[BEGIN DATA EXCERPT]

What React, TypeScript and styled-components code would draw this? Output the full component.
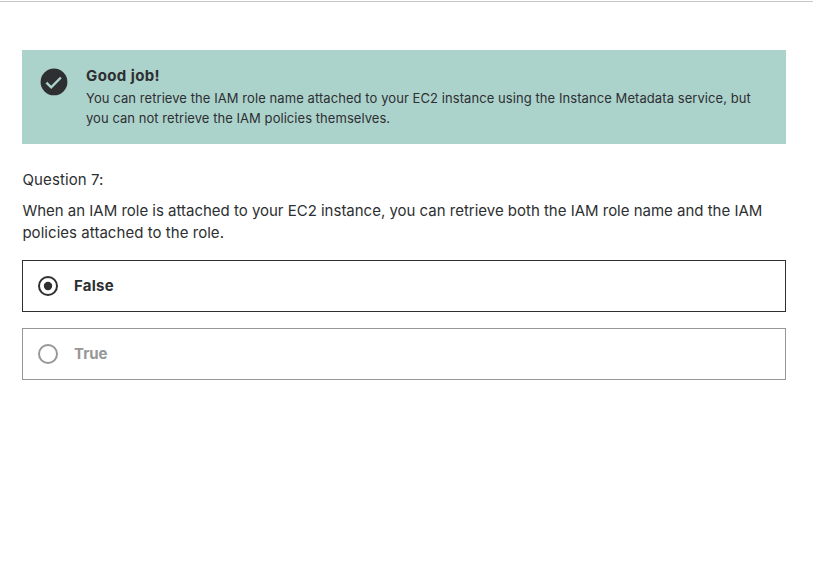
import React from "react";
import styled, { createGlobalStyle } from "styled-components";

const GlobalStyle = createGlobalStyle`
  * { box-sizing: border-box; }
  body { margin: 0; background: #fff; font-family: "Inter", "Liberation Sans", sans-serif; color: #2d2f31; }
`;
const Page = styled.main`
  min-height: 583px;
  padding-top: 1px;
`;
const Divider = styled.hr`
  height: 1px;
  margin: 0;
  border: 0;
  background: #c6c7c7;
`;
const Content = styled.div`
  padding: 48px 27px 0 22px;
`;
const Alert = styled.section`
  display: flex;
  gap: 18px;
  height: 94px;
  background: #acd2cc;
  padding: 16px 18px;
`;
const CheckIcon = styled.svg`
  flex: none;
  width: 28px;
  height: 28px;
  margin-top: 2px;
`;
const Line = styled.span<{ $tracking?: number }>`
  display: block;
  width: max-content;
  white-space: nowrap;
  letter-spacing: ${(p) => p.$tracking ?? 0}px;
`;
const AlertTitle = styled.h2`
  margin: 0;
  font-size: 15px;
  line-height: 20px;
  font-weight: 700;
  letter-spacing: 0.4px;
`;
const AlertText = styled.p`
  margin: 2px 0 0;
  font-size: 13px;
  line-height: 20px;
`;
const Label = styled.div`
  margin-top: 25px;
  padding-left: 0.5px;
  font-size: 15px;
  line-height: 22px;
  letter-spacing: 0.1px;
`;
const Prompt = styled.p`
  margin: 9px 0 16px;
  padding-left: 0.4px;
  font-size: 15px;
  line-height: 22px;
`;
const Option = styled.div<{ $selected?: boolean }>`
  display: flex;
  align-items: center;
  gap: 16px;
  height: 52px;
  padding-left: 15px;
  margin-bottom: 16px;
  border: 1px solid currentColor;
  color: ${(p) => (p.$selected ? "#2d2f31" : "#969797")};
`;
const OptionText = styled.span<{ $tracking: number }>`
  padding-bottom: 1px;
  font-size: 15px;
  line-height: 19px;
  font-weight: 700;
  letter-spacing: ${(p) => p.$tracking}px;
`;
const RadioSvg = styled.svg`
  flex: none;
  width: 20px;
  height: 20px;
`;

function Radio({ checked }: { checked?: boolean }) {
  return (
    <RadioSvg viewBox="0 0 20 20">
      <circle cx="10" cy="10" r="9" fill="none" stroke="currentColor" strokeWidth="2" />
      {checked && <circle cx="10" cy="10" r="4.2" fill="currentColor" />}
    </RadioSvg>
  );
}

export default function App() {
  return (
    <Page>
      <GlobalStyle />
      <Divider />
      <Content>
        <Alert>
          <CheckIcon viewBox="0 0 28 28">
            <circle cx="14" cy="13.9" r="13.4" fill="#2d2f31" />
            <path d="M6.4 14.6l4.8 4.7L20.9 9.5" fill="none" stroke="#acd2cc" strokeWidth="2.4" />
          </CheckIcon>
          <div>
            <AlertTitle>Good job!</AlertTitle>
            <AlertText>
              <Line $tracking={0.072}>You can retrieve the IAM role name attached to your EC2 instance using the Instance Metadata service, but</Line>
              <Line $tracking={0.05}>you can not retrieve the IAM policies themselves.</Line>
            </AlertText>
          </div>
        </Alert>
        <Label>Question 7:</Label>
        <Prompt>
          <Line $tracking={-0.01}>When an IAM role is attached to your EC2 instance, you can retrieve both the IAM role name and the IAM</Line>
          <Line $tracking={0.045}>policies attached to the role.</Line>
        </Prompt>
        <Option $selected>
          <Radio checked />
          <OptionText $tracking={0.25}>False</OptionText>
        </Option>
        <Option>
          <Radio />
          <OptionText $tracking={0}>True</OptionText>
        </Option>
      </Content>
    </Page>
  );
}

[END DATA EXCERPT]

GIVEN PROBLEM = Reproduce all of the data exactly, omitting each picture it holds.

WRITTEN ANSWER =
What React, TypeScript and styled-components code would draw this? Output the full component.
import React from "react";
import styled, { createGlobalStyle } from "styled-components";

const GlobalStyle = createGlobalStyle`
  * { box-sizing: border-box; }
  body { margin: 0; background: #fff; font-family: "Inter", "Liberation Sans", sans-serif; color: #2d2f31; }
`;
const Page = styled.main`
  min-height: 583px;
  padding-top: 1px;
`;
const Divider = styled.hr`
  height: 1px;
  margin: 0;
  border: 0;
  background: #c6c7c7;
`;
const Content = styled.div`
  padding: 48px 27px 0 22px;
`;
const Alert = styled.section`
  display: flex;
  gap: 18px;
  height: 94px;
  background: #acd2cc;
  padding: 16px 18px;
`;
const CheckIcon = styled.svg`
  flex: none;
  width: 28px;
  height: 28px;
  margin-top: 2px;
`;
const Line = styled.span<{ $tracking?: number }>`
  display: block;
  width: max-content;
  white-space: nowrap;
  letter-spacing: ${(p) => p.$tracking ?? 0}px;
`;
const AlertTitle = styled.h2`
  margin: 0;
  font-size: 15px;
  line-height: 20px;
  font-weight: 700;
  letter-spacing: 0.4px;
`;
const AlertText = styled.p`
  margin: 2px 0 0;
  font-size: 13px;
  line-height: 20px;
`;
const Label = styled.div`
  margin-top: 25px;
  padding-left: 0.5px;
  font-size: 15px;
  line-height: 22px;
  letter-spacing: 0.1px;
`;
const Prompt = styled.p`
  margin: 9px 0 16px;
  padding-left: 0.4px;
  font-size: 15px;
  line-height: 22px;
`;
const Option = styled.div<{ $selected?: boolean }>`
  display: flex;
  align-items: center;
  gap: 16px;
  height: 52px;
  padding-left: 15px;
  margin-bottom: 16px;
  border: 1px solid currentColor;
  color: ${(p) => (p.$selected ? "#2d2f31" : "#969797")};
`;
const OptionText = styled.span<{ $tracking: number }>`
  padding-bottom: 1px;
  font-size: 15px;
  line-height: 19px;
  font-weight: 700;
  letter-spacing: ${(p) => p.$tracking}px;
`;
const RadioSvg = styled.svg`
  flex: none;
  width: 20px;
  height: 20px;
`;

function Radio({ checked }: { checked?: boolean }) {
  return (
    <RadioSvg viewBox="0 0 20 20">
      <circle cx="10" cy="10" r="9" fill="none" stroke="currentColor" strokeWidth="2" />
      {checked && <circle cx="10" cy="10" r="4.2" fill="currentColor" />}
    </RadioSvg>
  );
}

export default function App() {
  return (
    <Page>
      <GlobalStyle />
      <Divider />
      <Content>
        <Alert>
          <CheckIcon viewBox="0 0 28 28">
            <circle cx="14" cy="13.9" r="13.4" fill="#2d2f31" />
            <path d="M6.4 14.6l4.8 4.7L20.9 9.5" fill="none" stroke="#acd2cc" strokeWidth="2.4" />
          </CheckIcon>
          <div>
            <AlertTitle>Good job!</AlertTitle>
            <AlertText>
              <Line $tracking={0.072}>You can retrieve the IAM role name attached to your EC2 instance using the Instance Metadata service, but</Line>
              <Line $tracking={0.05}>you can not retrieve the IAM policies themselves.</Line>
            </AlertText>
          </div>
        </Alert>
        <Label>Question 7:</Label>
        <Prompt>
          <Line $tracking={-0.01}>When an IAM role is attached to your EC2 instance, you can retrieve both the IAM role name and the IAM</Line>
          <Line $tracking={0.045}>policies attached to the role.</Line>
        </Prompt>
        <Option $selected>
          <Radio checked />
          <OptionText $tracking={0.25}>False</OptionText>
        </Option>
        <Option>
          <Radio />
          <OptionText $tracking={0}>True</OptionText>
        </Option>
      </Content>
    </Page>
  );
}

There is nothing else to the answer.